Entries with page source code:
----

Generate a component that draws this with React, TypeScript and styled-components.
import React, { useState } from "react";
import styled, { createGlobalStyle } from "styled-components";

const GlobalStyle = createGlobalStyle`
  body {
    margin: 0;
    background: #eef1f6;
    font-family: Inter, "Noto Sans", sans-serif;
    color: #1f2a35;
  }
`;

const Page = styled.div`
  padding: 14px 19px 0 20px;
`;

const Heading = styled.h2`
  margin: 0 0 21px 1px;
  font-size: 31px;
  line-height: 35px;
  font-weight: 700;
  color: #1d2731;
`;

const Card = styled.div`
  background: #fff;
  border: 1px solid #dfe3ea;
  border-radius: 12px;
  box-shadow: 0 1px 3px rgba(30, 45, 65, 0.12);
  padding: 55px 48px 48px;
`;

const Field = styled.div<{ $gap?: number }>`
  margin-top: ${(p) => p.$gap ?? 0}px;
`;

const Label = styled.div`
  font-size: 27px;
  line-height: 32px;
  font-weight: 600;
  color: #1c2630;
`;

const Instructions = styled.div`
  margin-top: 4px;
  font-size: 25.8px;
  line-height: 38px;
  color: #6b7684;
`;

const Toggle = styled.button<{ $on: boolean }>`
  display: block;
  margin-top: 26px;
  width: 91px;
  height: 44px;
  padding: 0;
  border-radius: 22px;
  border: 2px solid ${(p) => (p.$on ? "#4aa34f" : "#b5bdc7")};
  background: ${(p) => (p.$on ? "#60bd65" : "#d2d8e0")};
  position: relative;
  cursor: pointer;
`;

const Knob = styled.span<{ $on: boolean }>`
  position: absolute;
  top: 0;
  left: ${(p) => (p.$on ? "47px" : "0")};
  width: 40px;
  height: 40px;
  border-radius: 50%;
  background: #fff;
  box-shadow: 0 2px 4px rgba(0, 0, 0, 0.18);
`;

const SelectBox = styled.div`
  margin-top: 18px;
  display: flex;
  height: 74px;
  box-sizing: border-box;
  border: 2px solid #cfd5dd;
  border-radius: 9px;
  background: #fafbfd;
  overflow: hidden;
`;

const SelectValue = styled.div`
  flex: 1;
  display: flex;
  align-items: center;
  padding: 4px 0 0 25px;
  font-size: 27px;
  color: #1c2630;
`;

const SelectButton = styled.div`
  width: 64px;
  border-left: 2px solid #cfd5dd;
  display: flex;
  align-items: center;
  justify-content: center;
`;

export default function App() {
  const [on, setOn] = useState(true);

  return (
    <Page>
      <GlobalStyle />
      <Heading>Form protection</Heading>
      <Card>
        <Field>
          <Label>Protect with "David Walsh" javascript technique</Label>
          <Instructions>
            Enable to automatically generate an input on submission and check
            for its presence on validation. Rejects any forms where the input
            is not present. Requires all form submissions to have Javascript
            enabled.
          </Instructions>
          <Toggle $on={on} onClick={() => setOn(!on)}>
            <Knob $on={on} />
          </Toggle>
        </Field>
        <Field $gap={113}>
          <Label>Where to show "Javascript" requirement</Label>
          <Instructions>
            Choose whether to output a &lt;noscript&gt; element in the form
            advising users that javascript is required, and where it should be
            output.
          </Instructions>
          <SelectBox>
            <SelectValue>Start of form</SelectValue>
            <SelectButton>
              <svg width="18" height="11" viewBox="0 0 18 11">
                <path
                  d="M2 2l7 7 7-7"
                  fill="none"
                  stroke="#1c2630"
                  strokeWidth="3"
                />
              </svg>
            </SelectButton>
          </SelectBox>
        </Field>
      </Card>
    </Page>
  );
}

----

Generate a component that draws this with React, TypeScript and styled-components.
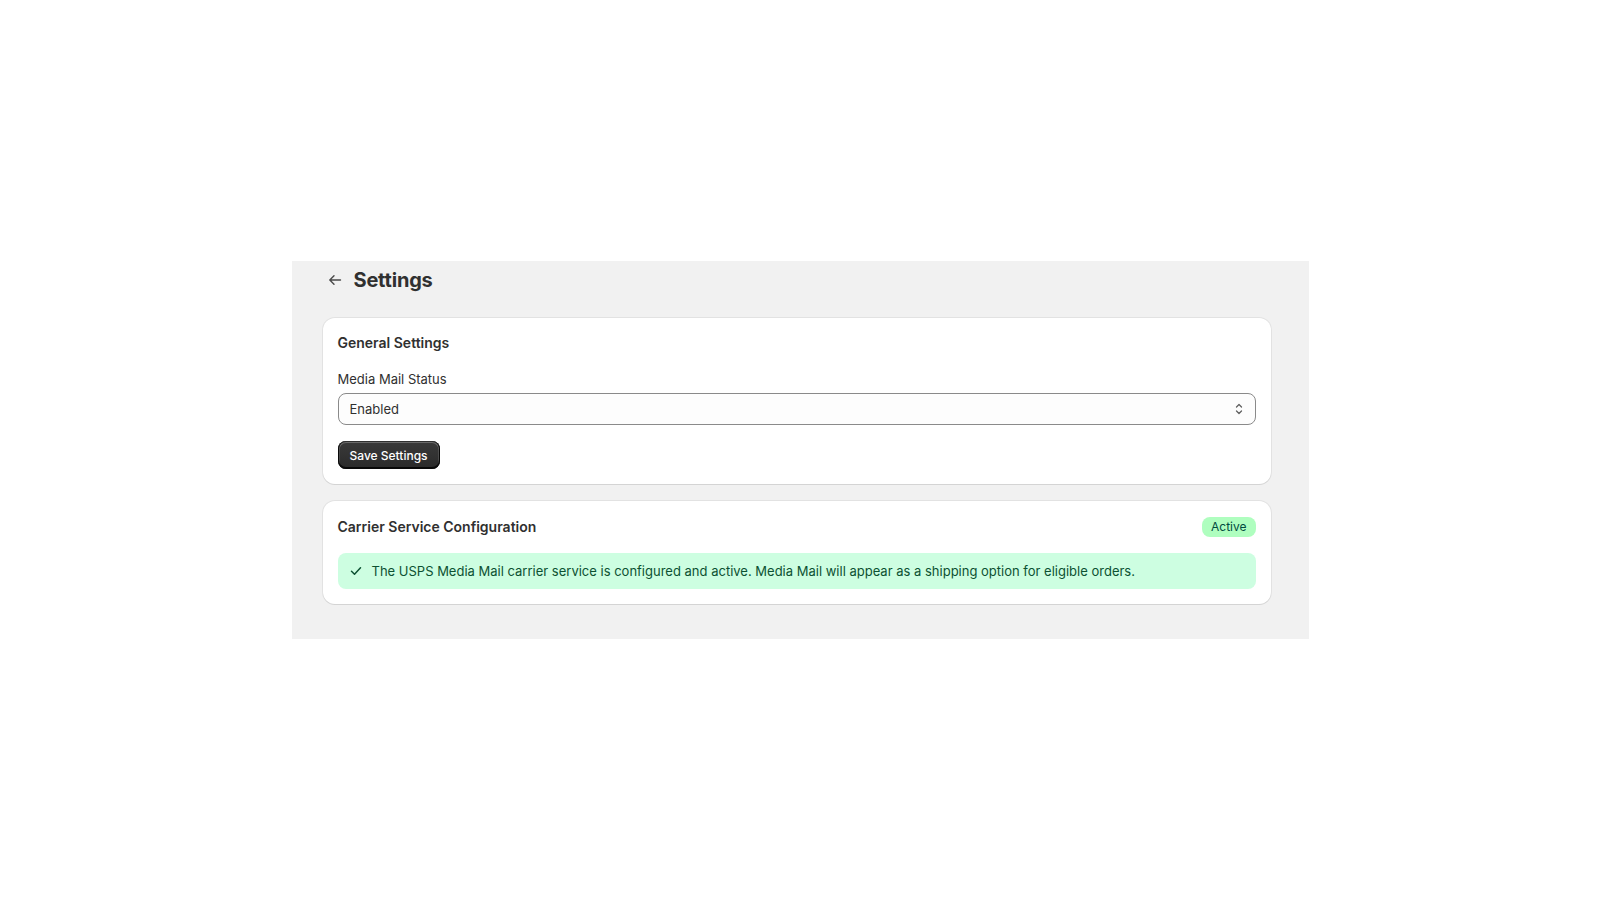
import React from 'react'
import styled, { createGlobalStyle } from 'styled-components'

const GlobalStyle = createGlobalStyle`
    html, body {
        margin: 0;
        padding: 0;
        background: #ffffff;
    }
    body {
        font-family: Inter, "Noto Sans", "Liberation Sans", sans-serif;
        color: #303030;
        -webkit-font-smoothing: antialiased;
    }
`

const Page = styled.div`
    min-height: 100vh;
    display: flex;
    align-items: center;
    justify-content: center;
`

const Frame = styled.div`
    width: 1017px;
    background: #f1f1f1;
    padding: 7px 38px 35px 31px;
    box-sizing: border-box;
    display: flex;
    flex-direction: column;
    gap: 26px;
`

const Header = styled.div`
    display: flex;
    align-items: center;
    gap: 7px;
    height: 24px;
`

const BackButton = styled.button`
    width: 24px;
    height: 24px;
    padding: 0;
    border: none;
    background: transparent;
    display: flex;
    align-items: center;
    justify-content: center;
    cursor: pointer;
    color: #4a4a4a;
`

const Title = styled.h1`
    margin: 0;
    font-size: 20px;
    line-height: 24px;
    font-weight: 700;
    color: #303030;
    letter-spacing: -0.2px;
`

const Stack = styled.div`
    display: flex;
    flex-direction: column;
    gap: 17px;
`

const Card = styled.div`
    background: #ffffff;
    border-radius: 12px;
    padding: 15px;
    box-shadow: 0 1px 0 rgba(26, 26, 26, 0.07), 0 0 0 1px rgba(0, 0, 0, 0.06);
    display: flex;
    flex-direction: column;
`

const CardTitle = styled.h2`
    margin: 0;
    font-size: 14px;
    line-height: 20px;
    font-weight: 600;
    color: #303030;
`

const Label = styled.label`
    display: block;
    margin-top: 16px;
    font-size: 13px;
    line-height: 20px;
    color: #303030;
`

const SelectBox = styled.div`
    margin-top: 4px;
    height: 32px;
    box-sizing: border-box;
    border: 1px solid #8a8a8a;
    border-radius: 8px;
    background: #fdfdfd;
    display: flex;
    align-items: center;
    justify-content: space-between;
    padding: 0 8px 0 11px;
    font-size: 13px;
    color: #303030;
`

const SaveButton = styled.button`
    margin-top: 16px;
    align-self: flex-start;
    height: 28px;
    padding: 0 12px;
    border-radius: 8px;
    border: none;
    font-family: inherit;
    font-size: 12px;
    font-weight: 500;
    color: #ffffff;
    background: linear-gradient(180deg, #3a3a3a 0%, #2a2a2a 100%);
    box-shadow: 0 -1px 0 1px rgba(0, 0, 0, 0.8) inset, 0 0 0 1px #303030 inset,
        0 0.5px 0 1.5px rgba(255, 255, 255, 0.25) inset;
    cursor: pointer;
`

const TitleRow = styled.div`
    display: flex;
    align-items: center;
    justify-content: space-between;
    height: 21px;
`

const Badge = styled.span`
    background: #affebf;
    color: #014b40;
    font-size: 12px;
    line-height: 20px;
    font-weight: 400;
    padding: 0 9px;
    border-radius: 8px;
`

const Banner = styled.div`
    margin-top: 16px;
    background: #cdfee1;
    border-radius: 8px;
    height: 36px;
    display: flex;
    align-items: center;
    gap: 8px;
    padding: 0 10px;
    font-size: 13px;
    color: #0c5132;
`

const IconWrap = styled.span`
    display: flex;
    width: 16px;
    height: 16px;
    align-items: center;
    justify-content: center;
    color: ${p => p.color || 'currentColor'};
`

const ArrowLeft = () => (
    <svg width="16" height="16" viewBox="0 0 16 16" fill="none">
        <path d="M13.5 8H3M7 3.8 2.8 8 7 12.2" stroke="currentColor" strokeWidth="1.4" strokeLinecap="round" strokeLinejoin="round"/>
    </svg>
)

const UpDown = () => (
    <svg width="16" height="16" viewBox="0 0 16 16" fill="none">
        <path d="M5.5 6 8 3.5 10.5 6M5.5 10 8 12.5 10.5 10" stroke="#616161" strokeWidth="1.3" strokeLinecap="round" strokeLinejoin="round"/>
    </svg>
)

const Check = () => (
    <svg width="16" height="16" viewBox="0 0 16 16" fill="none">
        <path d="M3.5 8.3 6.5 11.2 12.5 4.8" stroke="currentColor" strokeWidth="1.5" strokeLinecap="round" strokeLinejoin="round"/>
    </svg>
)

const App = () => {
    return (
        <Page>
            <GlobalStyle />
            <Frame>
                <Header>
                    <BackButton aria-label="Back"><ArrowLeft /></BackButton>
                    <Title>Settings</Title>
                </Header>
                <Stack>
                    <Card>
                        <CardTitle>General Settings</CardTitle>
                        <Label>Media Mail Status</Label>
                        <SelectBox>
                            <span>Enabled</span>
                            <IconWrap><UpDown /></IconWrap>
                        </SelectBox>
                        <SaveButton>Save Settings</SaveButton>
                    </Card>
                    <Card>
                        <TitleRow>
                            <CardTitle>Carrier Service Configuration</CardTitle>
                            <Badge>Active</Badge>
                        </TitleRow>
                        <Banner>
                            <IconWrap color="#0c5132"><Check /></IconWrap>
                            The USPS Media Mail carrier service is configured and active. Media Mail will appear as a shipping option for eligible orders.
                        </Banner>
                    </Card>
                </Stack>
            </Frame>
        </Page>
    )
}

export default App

----

• Required task:
Extract all lines containing the word "components".

• Reply to the task:
Generate a component that draws this with React, TypeScript and styled-components.
import styled, { createGlobalStyle } from "styled-components";
Generate a component that draws this with React, TypeScript and styled-components.
import styled, { createGlobalStyle } from 'styled-components'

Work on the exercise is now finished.